Tuesday, November 18, 2008

The most tiresome old saw of all...

"Why have children if you aren't going to look after them?"

It's such an easily dismantled judgement against working parents that I am stunned it still gets airplay. As the letter writers to the Age quite succinctly managed to articulate yesterday, there are any number of reasons why parents use child care and there can be few people, even childless people, who really don't get the complexity behind individual family situations.

But it's worth looking at the question minus the judgement and ignorance, because even our righteously outraged responses belie our need to justify our parenting choices, our shopping list of acceptable reasons for using what we seem to be subconsciously tagging as a sub-optimal choice.

The best way for me to talk about why I had children if I was going to "get someone else to bring them up" (that's a fallacy for another post, all on its own) is to talk about my own story.

When I had my first child at the age of twenty, I very much was of Ms Hutchison's bewildered point of view - how could anyone give birth and then surrender care of that infant? Then after another child appeared soon after, my marriage broke down, and I was suffering a severe post natal depression with two children under two. I found myself using family daycare two days a week, because my mental health demanded it. All of a sudden, I understood that sacrificing two days a week did not mean sacrificing my status as mother. (I suggest that most mothers of teenagers wish it were so easy to let oneself off the hook!)

Why did I have those two children?

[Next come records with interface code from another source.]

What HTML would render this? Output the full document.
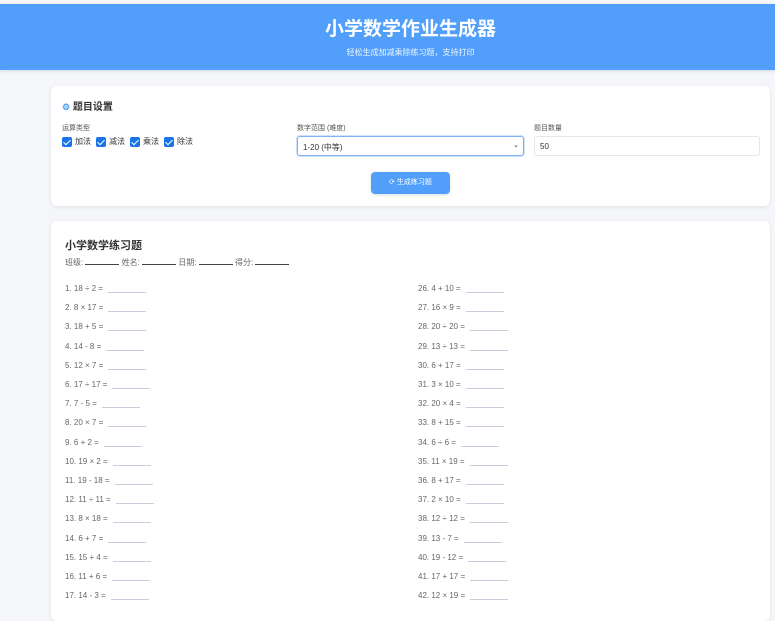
<!DOCTYPE html>
<html><head><meta charset="utf-8"><style>
*{box-sizing:border-box;margin:0;padding:0}
body{width:775px;height:612px;overflow:hidden;background:#f4f6fa;font-family:"Liberation Sans","Noto Sans CJK SC",sans-serif;color:#333;position:relative}
.hdr{position:absolute;left:0;top:4px;width:775px;height:66px;background:#519ffa;color:#fff;text-align:center;padding-left:46px;box-shadow:0 1px 3px rgba(0,0,0,.12)}
.hdr h1{font-size:19px;font-weight:bold;margin-top:14px;line-height:24px}
.hdr p{font-size:8px;margin-top:5px;opacity:.9}
.card{position:absolute;left:51px;width:719px;background:#fff;border-radius:6px;box-shadow:0 1px 4px rgba(0,0,0,.08)}
.lbl{position:absolute;font-size:7px;color:#555}
.cb{display:inline-block;width:10px;height:10px;background:#1a73e8;border-radius:2px;vertical-align:middle;position:relative;margin-right:3px}
.cb:after{content:"";position:absolute;left:3px;top:1px;width:3px;height:6px;border:solid #fff;border-width:0 1.5px 1.5px 0;transform:rotate(45deg)}
.ops{position:absolute;left:11px;top:50px;font-size:8px;color:#333}
.ops span{margin-right:5px;vertical-align:middle}
.q{position:absolute;font-size:8px;color:#666;white-space:nowrap}
.q i{display:inline-block;width:38px;border-bottom:1px solid #ccd;margin-left:5px;vertical-align:-2px}
</style></head><body>
<div class="hdr"><h1>小学数学作业生成器</h1><p>轻松生成加减乘除练习题，支持打印</p></div>
<div class="card" style="top:86px;height:120px">
 <div style="position:absolute;left:11px;top:12px;font-size:10px;font-weight:bold;color:#333"><span style="color:#519ffa;font-size:9px">⚙</span> 题目设置</div>
 <div class="lbl" style="left:11px;top:37px">运算类型</div>
 <div class="ops"><i class="cb"></i><span>加法</span><i class="cb"></i><span>减法</span><i class="cb"></i><span>乘法</span><i class="cb"></i><span>除法</span></div>
 <div class="lbl" style="left:246px;top:37px">数字范围 (难度)</div>
 <div style="position:absolute;left:246px;top:50px;width:227px;height:20px;border:1px solid #7fb0f5;border-radius:3px;font-size:8px;padding:5px 5px;box-shadow:0 0 0 1px #cfe2fc">1-20 (中等)<span style="position:absolute;right:4px;top:4px;font-size:7px">⌄</span></div>
 <div class="lbl" style="left:483px;top:37px">题目数量</div>
 <div style="position:absolute;left:483px;top:50px;width:226px;height:20px;border:1px solid #e5e7ea;border-radius:3px;font-size:8px;padding:5px 5px">50</div>
 <div style="position:absolute;left:320px;top:86px;width:79px;height:22px;background:#519ffa;border-radius:4px;color:#fff;font-size:7px;text-align:center;line-height:22px;box-shadow:0 1px 3px rgba(0,0,0,.15)">⟳ 生成练习题</div>
</div>
<div class="card" style="top:221px;height:400px">
 <div style="position:absolute;left:14px;top:16px;font-size:11px;font-weight:bold;color:#333">小学数学练习题</div>
 <div style="position:absolute;left:14px;top:36px;font-size:8px;color:#666;white-space:nowrap">班级: <i style="display:inline-block;width:34px;border-bottom:1px solid #444"></i> 姓名: <i style="display:inline-block;width:34px;border-bottom:1px solid #444"></i> 日期: <i style="display:inline-block;width:34px;border-bottom:1px solid #444"></i> 得分: <i style="display:inline-block;width:34px;border-bottom:1px solid #444"></i></div>
</div>
<div id="qs"></div>
<script>
var L=["18 ÷ 2","8 × 17","18 + 5","14 - 8","12 × 7","17 ÷ 17","7 - 5","20 × 7","6 + 2","19 × 2","19 - 18","11 ÷ 11","8 × 18","6 + 7","15 + 4","11 + 6","14 - 3"];
var R=["4 + 10","16 × 9","20 ÷ 20","13 ÷ 13","6 + 17","3 × 10","20 × 4","8 + 15","6 ÷ 6","11 × 19","8 + 17","2 × 10","12 ÷ 12","13 - 7","19 - 12","17 + 17","12 × 19"];
var h="";for(var k=0;k<17;k++){var y=284+k*19.2;
h+='<div class="q" style="left:65px;top:'+y+'px">'+(k+1)+'. '+L[k]+' =<i></i></div>';
h+='<div class="q" style="left:418px;top:'+y+'px">'+(k+26)+'. '+R[k]+' =<i></i></div>';}
document.getElementById("qs").innerHTML=h;
</script>
</body></html>
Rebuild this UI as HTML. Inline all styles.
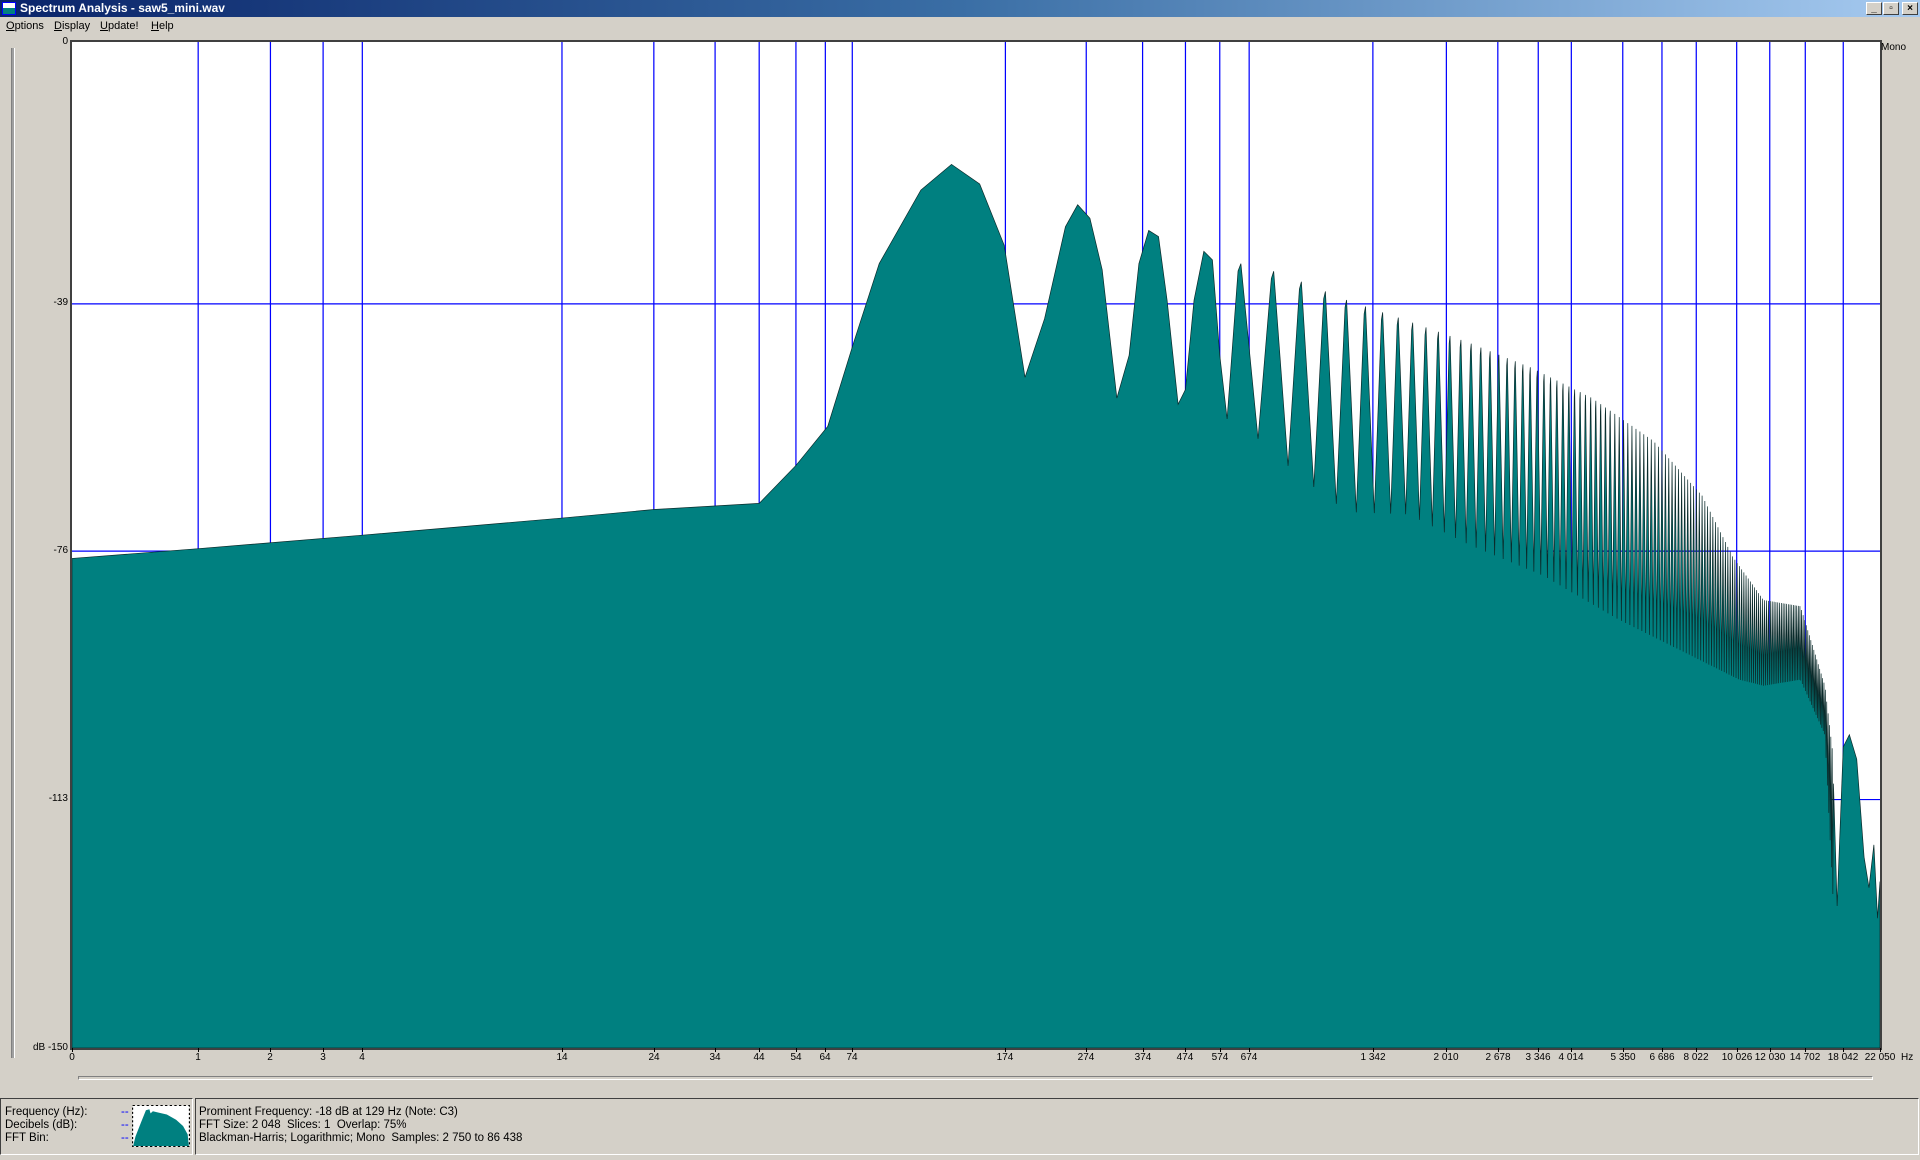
<!DOCTYPE html>
<html><head><meta charset="utf-8">
<style>
*{margin:0;padding:0;box-sizing:border-box}
body{width:1920px;height:1160px;background:#d4d0c8;font-family:"Liberation Sans",sans-serif;font-size:11px;color:#000;position:relative;overflow:hidden}
.abs{position:absolute}
#title{left:0;top:0;width:1920px;height:17px;background:linear-gradient(90deg,#0a246a 0%,#3a6ea5 50%,#a6caf0 100%);color:#fff;font-weight:bold;font-size:12px;line-height:17px;padding-left:20px}
.tb{top:2px;width:16px;height:13px;background:#d4d0c8;border:1px solid;border-color:#fff #404040 #404040 #fff;font-size:10px;line-height:11px;text-align:center;color:#000;font-weight:bold}
#menu{left:0;top:17px;height:19px;line-height:19px}
#menu span{position:absolute;top:0}
.xl{position:absolute;top:1052px;font-size:10px;transform:translateX(-50%);white-space:nowrap}
.tk{position:absolute;top:1048px;width:1px;height:4px;background:#000}
.yl{position:absolute;font-size:10px;right:1852px;white-space:nowrap}
.bt{position:absolute;font-size:11.5px;white-space:nowrap}
</style></head><body>
<div id="title" class="abs">Spectrum Analysis - saw5_mini.wav</div>
<div class="abs" style="left:2px;top:2px;width:14px;height:13px;background:#fff;border:1px solid #00f"><div style="position:absolute;left:0;bottom:0;width:12px;height:6px;background:#008080"></div></div>
<div class="abs tb" style="left:1866px">_</div>
<div class="abs tb" style="left:1883px">▫</div>
<div class="abs tb" style="left:1902px">×</div>
<div id="menu" class="abs" style="width:400px">
<span style="left:6px"><u>O</u>ptions</span><span style="left:54px"><u>D</u>isplay</span><span style="left:100px"><u>U</u>pdate!</span><span style="left:151px"><u>H</u>elp</span>
</div>
<div class="abs" style="left:11px;top:48px;width:4px;height:1010px;background:#a0a0a0;border-left:1px solid #808080;border-right:1px solid #fff"></div>
<div class="abs" style="left:70px;top:40px;width:1812px;height:1010px;background:#404040"></div>
<svg class="abs" style="left:72px;top:42px" width="1808" height="1006" viewBox="59 34 1476 822" preserveAspectRatio="none">
<rect x="59" y="34" width="1476" height="822" fill="#fff"/>
<g id="grid" stroke="#0000ff" stroke-width="1" vector-effect="non-scaling-stroke"></g>
<path id="curve" fill="#008080" stroke="#0a2a2a" stroke-width="0.7" vector-effect="non-scaling-stroke"/>
</svg>
<div class="abs" style="left:1881px;top:42px;font-size:10px">Mono</div>
<div class="yl" style="top:36px">0</div>
<div class="yl" style="top:297px">-39</div>
<div class="yl" style="top:545px">-76</div>
<div class="yl" style="top:793px">-113</div>
<div class="yl" style="top:1042px">dB -150</div>
<div id="xlabels"></div>
<div class="abs" style="left:1901px;top:1052px;font-size:10px">Hz</div>
<div class="abs" style="left:78px;top:1076px;width:1795px;height:4px;border:1px solid;border-color:#808080 #fff #fff #808080"></div>
<div class="abs" style="left:0;top:1098px;width:193px;height:57px;border:1px solid;border-color:#404040 #fff #fff #404040"></div>
<div class="abs" style="left:195px;top:1098px;width:1724px;height:57px;border:1px solid;border-color:#404040 #fff #fff #404040"></div>
<div class="bt" style="left:5px;top:1106px">Frequency (Hz):</div>
<div class="bt" style="left:5px;top:1119px">Decibels (dB):</div>
<div class="bt" style="left:5px;top:1132px">FFT Bin:</div>
<div class="bt" style="left:121px;top:1106px;color:#00f">--</div>
<div class="bt" style="left:121px;top:1119px;color:#00f">--</div>
<div class="bt" style="left:121px;top:1132px;color:#00f">--</div>
<svg class="abs" style="left:132px;top:1105px" width="58" height="42" viewBox="0 0 50 40" preserveAspectRatio="none">
<rect x="0.5" y="0.5" width="49" height="39" fill="#fff" stroke="#000" stroke-dasharray="2,2"/>
<path d="M1,39 L3,30 L8,16 L12,5 L15,4 L16,8 L18,6 L22,7 L30,9 L38,14 L44,20 L48,28 L49,39 Z" fill="#008080"/>
</svg>
<div class="bt" style="left:199px;top:1106px">Prominent Frequency: -18 dB at 129 Hz (Note: C3)</div>
<div class="bt" style="left:199px;top:1119px">FFT Size: 2 048&nbsp; Slices: 1&nbsp; Overlap: 75%</div>
<div class="bt" style="left:199px;top:1132px">Blackman-Harris; Logarithmic; Mono&nbsp; Samples: 2 750 to 86 438</div>
<script>
var vx=[162,221,264,296,459,534,584,620,650,674,696,821,887,933,968,996,1020,1121,1181,1223,1256,1283,1325,1357,1385,1418,1445,1474,1505];
var g=document.getElementById('grid'),s='';
vx.forEach(function(x){s+='<line x1="'+x+'" y1="34" x2="'+x+'" y2="856"/>';});
[248,450,653].forEach(function(y){s+='<line x1="59" y1="'+y+'" x2="1535" y2="'+y+'"/>';});
g.innerHTML=s;
var lx=[59,162,221,264,296,459,534,584,620,650,674,696,821,887,933,968,996,1020,1121,1181,1223,1256,1283,1325,1357,1385,1418,1445,1474,1505,1535];
var lt=["0","1","2","3","4","14","24","34","44","54","64","74","174","274","374","474","574","674","1 342","2 010","2 678","3 346","4 014","5 350","6 686","8 022","10 026","12 030","14 702","18 042","22 050"];
var h='';
lx.forEach(function(x,i){var r=Math.round(72+(x-59)*1808/1476);h+='<div class="tk" style="left:'+r+'px"></div><div class="xl" style="left:'+r+'px">'+lt[i]+'</div>';});
document.getElementById('xlabels').innerHTML=h;
function interp(t,x){if(x<=t[0][0])return t[0][1];for(var i=1;i<t.length;i++){if(x<=t[i][0]){var a=t[i-1],b=t[i];return a[1]+(b[1]-a[1])*(x-a[0])/(b[0]-a[0]);}}return t[t.length-1][1];}
var P=[[1013,215],[1043,222],[1100,245],[1150,262],[1200,280],[1250,300],[1300,325],[1350,360],[1390,405],[1415,455],[1440,490],[1470,495],[1490,560],[1497,620]];
var T=[[1000,342],[1030,360],[1060,388],[1100,418],[1150,420],[1200,445],[1260,470],[1320,505],[1380,535],[1420,555],[1440,560],[1470,555],[1490,600],[1497,740]];
var pts=[[59,456],[162,448],[296,437],[459,423],[534,416],[620,411],[650,380],[676,348],[697,280],[718,215],[752,155],[777,134],[800,150],[820,200],[837,308],[853,260],[870,185],[880,167],[890,178],[900,220],[912,325],[922,290],[930,215],[938,188],[946,193],[953,245],[962,330],[968,318],[975,245],[983,205],[990,212],[996,290],[1002,342]];
function hx(n){return 777+338*Math.log10(n);}
for(var n=5;n<=170;n++){var x=hx(n);if(x>1497)break;var xt=hx(n+0.5);
if(n<40)pts.push([x-0.15*(x-hx(n-0.5)),interp(P,x)+6]);pts.push([x,interp(P,x)]);
if(xt<1497)pts.push([xt,interp(T,xt)]);}
pts=pts.concat([[1497,640],[1500,740],[1505,610],[1510,600],[1516,620],[1522,700],[1526,725],[1530,690],[1533,750],[1535,720],[1535,856],[59,856]]);
document.getElementById('curve').setAttribute('d','M'+pts.map(function(p){return p[0].toFixed(2)+','+p[1].toFixed(1);}).join(' L')+' Z');
</script>
</body></html>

Like many young mothers, there was no reason that I had them other than that a sperm met an egg, and I gestated. Twice. There was no relationship between my reasoning to have them (what little reasoning there was, and I fully own the deficit) and my subsequent decision to use daycare. We functioned as a unit, and there was a need, and as the only responsible parent in the picture, I met the need as best I could.

I know women - stay at home mothers and working-out-of-home mothers alike who have had children for a variety of reasons. Holding their marriage together. A daughter fantasy. A son dream. A desire to heal a fractured childhood. An inability to feel purpose without a foetus on board. An insufficiency of love. Hormones. Intense maternal instinct. A great love of children, babies, laughs, learning to walk and read, the soft skin on a toddler's belly when you push your lips against it and blow raspberries and the ripples of giggles that flow through them to your kiss.

Why have children if.... you are going to shout at them when they are naughty? Choose public schooling? Not give them siblings? Vaccinate them? Not vaccinate them? Not breastfeed them? Pass on family illnesses? These are our assumptions, our judgements, our retaliations against why we think people ought to have children, but how many of us had children "just so we could do everything right"? Is that anyone's motivation for having a child?

It's not mine, and never has been. These are judgements we make after our children are a fact, after they've burrowed into our hearts and we are already caught up on the balancing beam of meeting their needs, assuaging our love, and defending it all against the challenges of a world that insists on throwing us parents off kilter at every turn.

Fast forward twenty years.

Here I am. Without intending it, a sperm met and egg, and I am gestating. I wasn't thrilled about it to begin with, but like many relationships, it's growing on me. At nearly five months, I can feel my little precious baby wriggling around from time to time, reminding me that it's there.

Will I use daycare? Probably, at some point. I'm planning on returning to work after taking a year off to be "just mum". But my income is necessary for the other five children to have the chances they deserve in life, and the world benefits in some small way from the work I do. And my husband and I will go on juggling what we have been juggling for some time while he does the "mum stuff" and I come home from work and ask what's for tea.

So why have this baby? Because I love it. Because it's growing in me, and it's my baby, and will be my toddler and my grown daughter or son. And the fact that it will be in the world and loved is enough reason to have it.

I hope that answers your question, Ms Hutchison.